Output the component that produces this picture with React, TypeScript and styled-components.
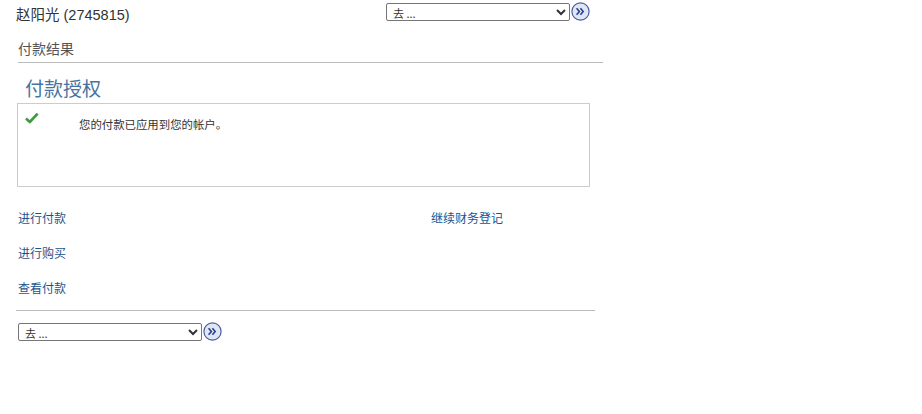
import React from "react";
import styled, { createGlobalStyle } from "styled-components";

const Global = createGlobalStyle`
  html, body { margin: 0; padding: 0; background: #fff; }
  body { font-family: "Liberation Sans", "Noto Sans CJK SC", sans-serif; color: #333; }
`;

const Page = styled.div`
  width: 610px;
  padding: 0;
`;

const Header = styled.div`
  display: flex;
  align-items: flex-start;
  justify-content: space-between;
  width: 574px;
  margin-left: 16px;
  height: 28px;
`;

const UserName = styled.div`
  font-size: 14.5px;
  line-height: 16px;
  padding-top: 7px;
  color: #333;
`;

const GoGroup = styled.div<{ $top: number }>`
  display: flex;
  align-items: center;
  gap: 1px;
  padding-top: ${(p) => p.$top}px;
`;

const GoSelect = styled.select`
  width: 184px;
  height: 18px;
  font-family: "Noto Sans CJK SC", sans-serif;
  font-size: 11px;
  color: #333;
  border: 1px solid #767676;
  border-radius: 2px;
  padding: 0 2px;
  background: #fff;
  box-sizing: border-box;
`;

const GoButton = styled.button`
  width: 19px;
  height: 19px;
  padding: 0;
  border: none;
  background: transparent;
  display: flex;
  align-items: center;
  justify-content: center;
  cursor: pointer;
`;

const SectionTitle = styled.div`
  margin: 10px 0 0 18px;
  width: 585px;
  font-family: "Noto Sans CJK SC", sans-serif;
  font-size: 14px;
  line-height: 20px;
  color: #555;
  padding-bottom: 4px;
  border-bottom: 1px solid #bbb;
  box-sizing: border-box;
`;

const Heading = styled.h2`
  margin: 12px 0 0 25px;
  font-family: "Noto Sans CJK SC", sans-serif;
  font-weight: normal;
  font-size: 19px;
  line-height: 26px;
  color: #4872a0;
`;

const MessageBox = styled.div`
  margin: 2px 0 0 17px;
  width: 573px;
  height: 84px;
  box-sizing: border-box;
  border: 1px solid #ccc;
  display: flex;
  align-items: flex-start;
  padding: 6px 0 0 7px;
`;

const CheckIcon = styled.span`
  width: 14px;
  height: 12px;
  display: block;
`;

const MessageText = styled.div`
  margin-left: 40px;
  margin-top: 6px;
  font-family: "Noto Sans CJK SC", sans-serif;
  font-size: 11.4px;
  line-height: 16px;
  color: #333;
`;

const Links = styled.div`
  display: grid;
  grid-template-columns: 413px auto;
  row-gap: 18px;
  margin: 22px 0 0 18px;
`;

const NavLink = styled.a`
  font-family: "Noto Sans CJK SC", sans-serif;
  font-size: 12px;
  line-height: 17px;
  color: #1a5590;
  text-decoration: none;
`;

const Divider = styled.div`
  margin: 14px 0 0 16px;
  width: 579px;
  border-top: 1px solid #bbb;
`;

const BottomGo = styled.div`
  margin: 11px 0 0 18px;
`;

const GoIcon = () => (
  <svg width="19" height="19" viewBox="0 0 19 19">
    <circle cx="9.5" cy="9.5" r="8.6" fill="#dfe7f7" stroke="#4d5b9a" strokeWidth="1.2" />
    <path d="M5.6 6.2 L8.4 9.5 L5.6 12.8" fill="none" stroke="#2c3f8c" strokeWidth="1.6" />
    <path d="M9.4 6.2 L12.2 9.5 L9.4 12.8" fill="none" stroke="#2c3f8c" strokeWidth="1.6" />
  </svg>
);

const Go: React.FC<{ top?: number }> = ({ top = 0 }) => (
  <GoGroup $top={top}>
    <GoSelect defaultValue="">
      <option value="">去 ...</option>
    </GoSelect>
    <GoButton aria-label="go">
      <GoIcon />
    </GoButton>
  </GoGroup>
);

export default function App() {
  return (
    <Page>
      <Global />
      <Header>
        <UserName>赵阳光 (2745815)</UserName>
        <Go top={2} />
      </Header>
      <SectionTitle>付款结果</SectionTitle>
      <Heading>付款授权</Heading>
      <MessageBox>
        <CheckIcon>
          <svg width="14" height="12" viewBox="0 0 14 12">
            <path d="M1 6.5 L4.8 10 L12.6 1.6" fill="none" stroke="#3d9a3d" strokeWidth="2.6" strokeLinejoin="round" />
          </svg>
        </CheckIcon>
        <MessageText>您的付款已应用到您的帐户。</MessageText>
      </MessageBox>
      <Links>
        <NavLink href="#">进行付款</NavLink>
        <NavLink href="#">继续财务登记</NavLink>
        <NavLink href="#">进行购买</NavLink>
        <span />
        <NavLink href="#">查看付款</NavLink>
        <span />
      </Links>
      <Divider />
      <BottomGo>
        <Go />
      </BottomGo>
    </Page>
  );
}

┄┄┄┄┄┄┄┄┄┄┄┄┄┄┄┄┄┄┄┄

= What is asked =
Where a line contains "components", copy that line.

= Response =
Output the component that produces this picture with React, TypeScript and styled-components.
import styled, { createGlobalStyle } from "styled-components";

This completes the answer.